Software Engineering Institute

Topic or Tag

Abstract

The potential utility of a cybersecurity data lake is as expansive as data volumes and types available; yet true value can be difficult to grasp and realize. Where to start with using the lake? How much data to include in a given query? How far to go with any given hypothesis and set of queries? When to veer off and start a new investigational path? Should data scientists work collaboratively on the same hypothesis or should they divide and conquer? How do teams stay aligned and how should differing results based on alternative approaches to a given problem be reconciled? What does it all mean in terms of insights? In short, how can we ensure the data lake has practical use that justifies its cost?

Background: Any widget is the sum of its parts. This idea can also be applied to charting a course through a data lake. Without first starting with the appropriate map, any navigator is destined to run aground. Taking these first steps, we must understand where we want to go (obtain the map), how to get there (chart the course), realize alternate paths exist which may derail our attention (shiny objects), and correct course as needed. Without this guidance, analytical efforts may devolve to perpetually cyclical pursuits, with substandard results.

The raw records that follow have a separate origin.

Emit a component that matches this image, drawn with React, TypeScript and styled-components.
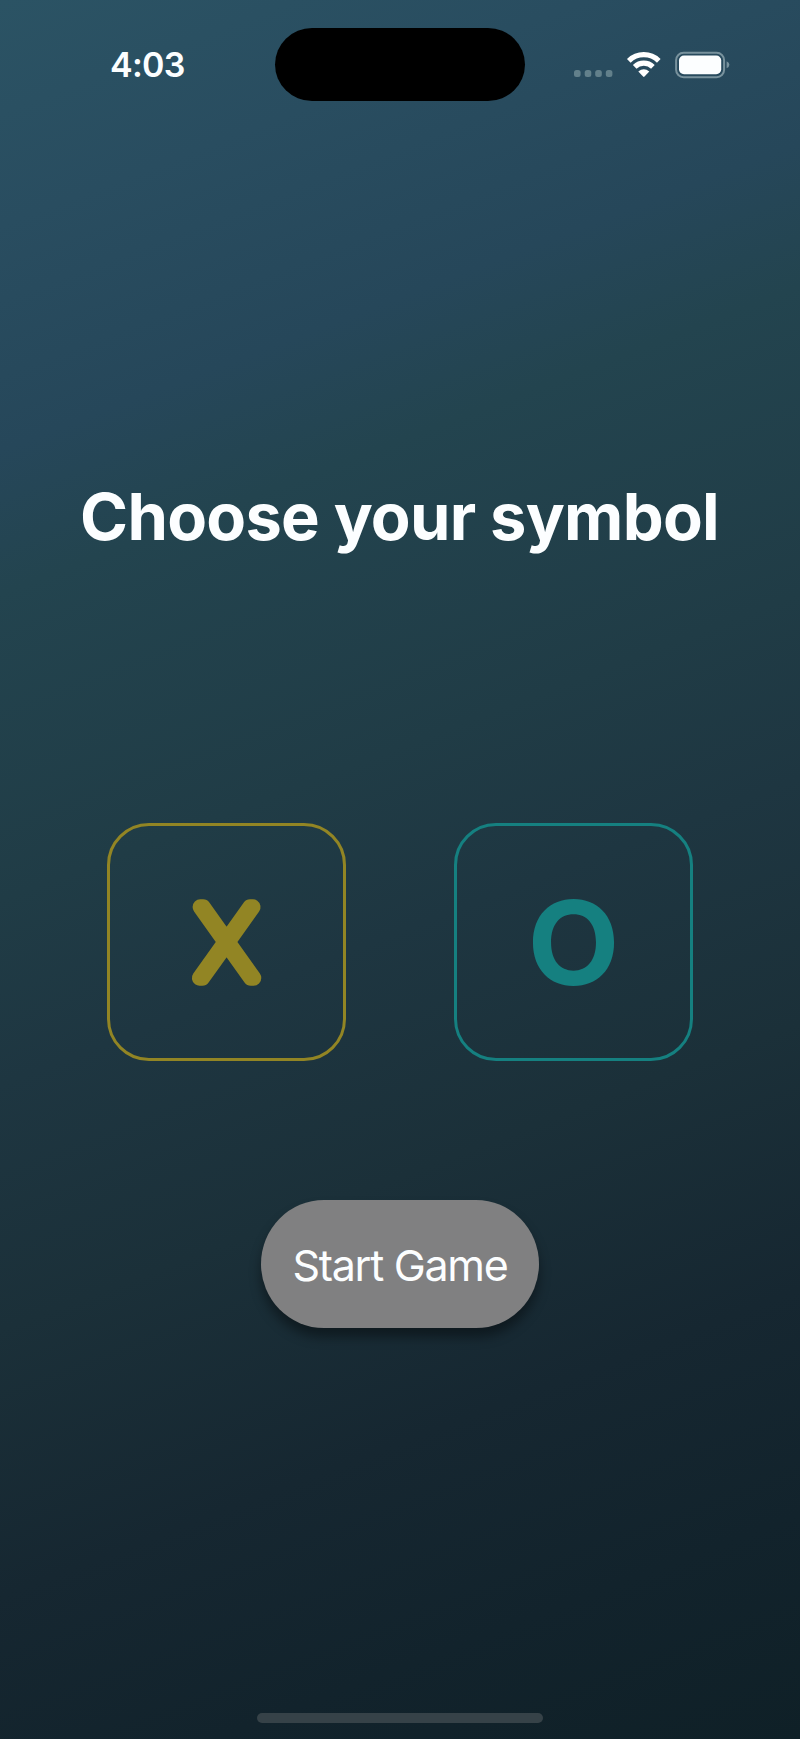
import React, { useState } from "react";
import styled, { createGlobalStyle } from "styled-components";

const GlobalStyle = createGlobalStyle`
  *, *::before, *::after { box-sizing: border-box; }
  body { margin: 0; background: #0f2027; }
`;

const Screen = styled.div`
  display: flex;
  flex-direction: column;
  align-items: center;
  width: 800px;
  height: 1739px;
  overflow: hidden;
  color: #fcfeff;
  font-family: Inter, "Liberation Sans", sans-serif;
  background: linear-gradient(
    159deg,
    #2b5364 0%,
    #294d60 11%,
    #26475a 22%,
    #23444f 29%,
    #203c46 44%,
    #1e3641 53%,
    #1b3039 65%,
    #162731 78%,
    #12232c 89%,
    #0f2027 100%
  );
`;

const StatusBar = styled.header`
  display: grid;
  grid-template-columns: 275px 250px 275px;
  align-items: center;
  width: 100%;
  height: 73px;
  margin-top: 28px;
`;

const Clock = styled.time`
  padding-left: 110px;
  font-size: 34px;
  line-height: 40px;
  font-weight: 600;
  letter-spacing: -0.7px;
`;

const Island = styled.div`
  height: 73px;
  border-radius: 37px / 36.5px;
  background: #000;
`;

const Indicators = styled.div`
  padding-left: 48px;
  height: 73px;
`;

const Title = styled.h1`
  margin: 377px 0 0;
  padding-right: 1px;
  font-size: 65px;
  line-height: 78px;
  font-weight: 700;
  letter-spacing: -0.75px;
  white-space: nowrap;
`;

const Choices = styled.div`
  display: flex;
  gap: 108px;
  margin-top: 267px;
`;

const Choice = styled.button<{ $tone: string }>`
  display: flex;
  align-items: center;
  justify-content: center;
  width: 239px;
  height: 238px;
  padding: 0;
  border: 3px solid ${(p) => p.$tone};
  border-radius: 42px;
  background: transparent;
  color: ${(p) => p.$tone};
  font-family: inherit;
`;

const Mark = styled.svg`
  display: block;
  width: 160px;
  height: 160px;
  overflow: visible;
  font-family: Inter, "Liberation Sans", sans-serif;
  fill: currentColor;
  text-anchor: middle;
`;

const StartButton = styled.button`
  width: 278px;
  height: 128px;
  margin-top: 139px;
  padding: 2px 0 0;
  border: 0;
  border-radius: 63px / 64px;
  background: #808081;
  box-shadow: 0 9px 12px rgba(0, 0, 0, 0.4);
  color: #fcfeff;
  font-family: inherit;
  font-size: 43px;
  font-weight: 400;
  letter-spacing: -1.3px;
  white-space: nowrap;
`;

const HomeIndicator = styled.div`
  width: 286px;
  height: 10px;
  margin-top: auto;
  margin-bottom: 16px;
  border-radius: 5px;
  background: #364248;
`;

function StatusIcons() {
  return (
    <svg width="180" height="73" viewBox="573 28 180 73" fill="none">
      <g fill="#62808b">
        <rect x="574" y="70" width="6.6" height="7" rx="2.5" />
        <rect x="584.7" y="70" width="6.6" height="7" rx="2.5" />
        <rect x="595.2" y="70" width="6.6" height="7" rx="2.5" />
        <rect x="605.8" y="70" width="6.6" height="7" rx="2.5" />
      </g>
      <g stroke="#fff" strokeWidth="5.2">
        <path d="M628.8 60.8a21.5 21.5 0 0 1 30 0" />
        <path d="M634.7 66.8a13 13 0 0 1 18.2 0" />
      </g>
      <path d="M638.3 71.6q5.5-4.6 11 0l-4.8 5q-.7.7-1.4 0Z" fill="#fff" />
      <rect x="676.1" y="52.8" width="48" height="24.4" rx="7.5" stroke="#78929d" strokeWidth="2" />
      <rect x="679" y="55.6" width="42.2" height="18.6" rx="5" fill="#fcfeff" />
      <path d="M726.6 61.2q2.8 1.2 2.8 3.5t-2.8 3.5Z" fill="#78929d" />
    </svg>
  );
}

export default function App() {
  const [, setSymbol] = useState<"X" | "O" | null>(null);
  return (
    <>
      <GlobalStyle />
      <Screen>
        <StatusBar>
          <Clock>4:03</Clock>
          <Island />
          <Indicators>
            <StatusIcons />
          </Indicators>
        </StatusBar>
        <Title>Choose your symbol</Title>
        <Choices>
          <Choice $tone="#928524" onClick={() => setSymbol("X")}>
            <Mark viewBox="0 0 160 160">
              <text
                x="79.5"
                y="115.5"
                fontSize="97"
                fontWeight="100"
                stroke="currentColor"
                strokeWidth="15.5"
                strokeLinejoin="round"
              >
                X
              </text>
            </Mark>
          </Choice>
          <Choice $tone="#158080" onClick={() => setSymbol("O")}>
            <Mark viewBox="0 0 160 160">
              <text x="77.2" y="122.8" fontSize="116" fontWeight="700" transform="scale(1.03 1)">
                O
              </text>
            </Mark>
          </Choice>
        </Choices>
        <StartButton>Start Game</StartButton>
        <HomeIndicator />
      </Screen>
    </>
  );
}
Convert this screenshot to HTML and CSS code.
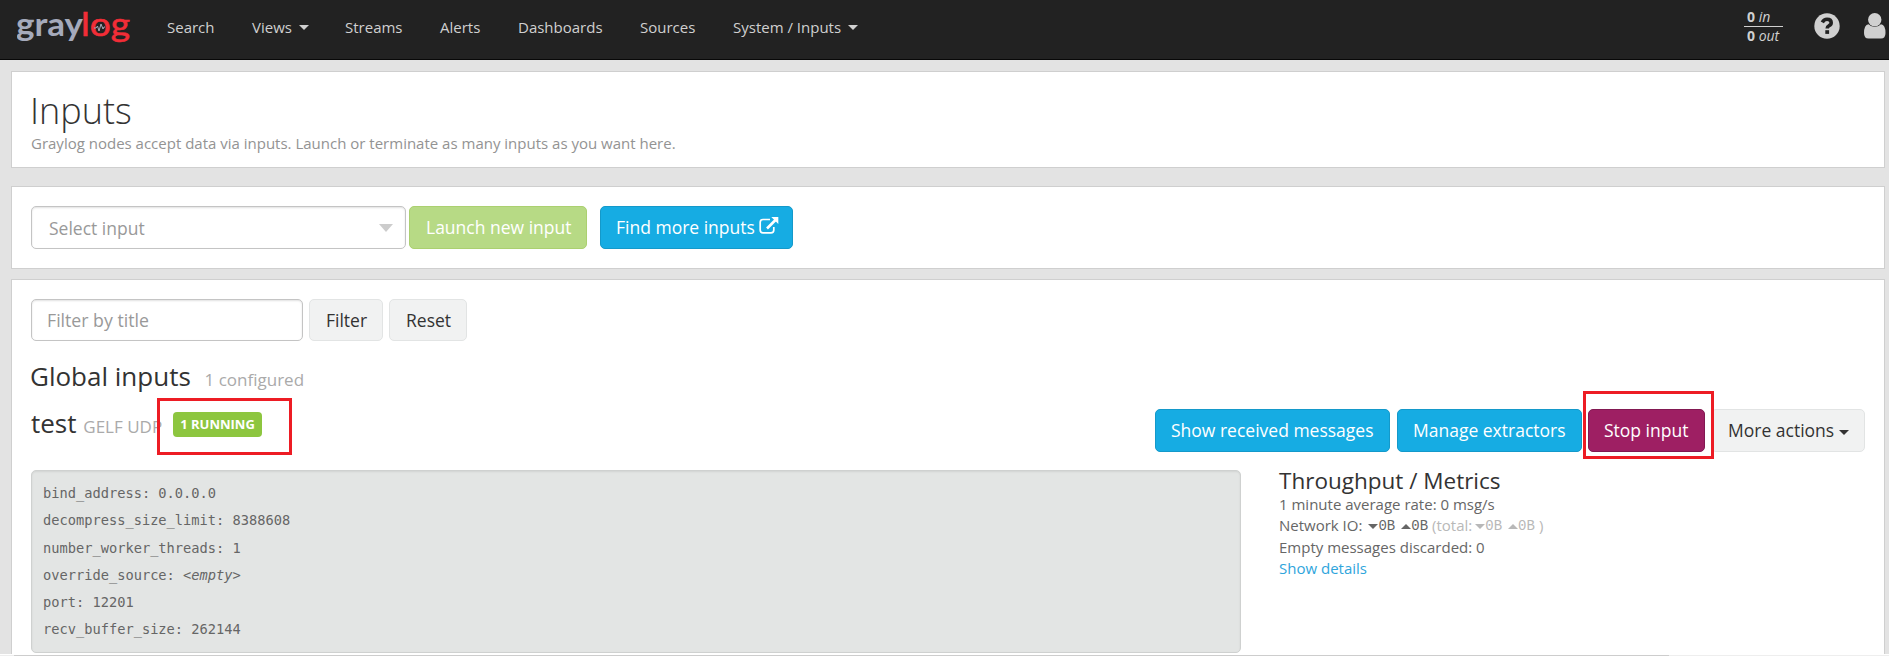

Approach: Clearly, the potential benefits of a data lake are extensive, but without a rigorous, well-defined process guiding its use, results can easily run amuck, creating confusion and misinterpretation that limit its abilities to bring value. This discussion will delve into the repeatable processes we’ve used to generate insights from analytical discoveries made using an enterprise-scale cybersecurity lake, highlighting six methodological steps for establishing and maintaining focus on prioritized use cases, clearly defining the problem and what success looks like, avoiding bias through collaborative development of logic, and handing off results thoughtfully and in context. These steps enable an openness to discoveries that challenge our presumptions, while at the same time holding true to the original analytic goal in the face of myriad distractions in the form of “interesting data discoveries” that threaten to upend carefully laid plans and timelines.

Attendees Will Learn: Participants will be exposed to a methodology for defining a repeatable logical flow supporting cybersecurity analytic efforts. They will learn how to develop a workflow map including describing the data before jumping into the analytical phases, enabling greater efficiency, and more accurate results. Participants will also learn how to tune out the noise to focus efforts based on the guardrails offered in the logical workflow, preventing distraction from proving or disproving the primary hypothesis while still capturing adjacent hypotheses on a backlog.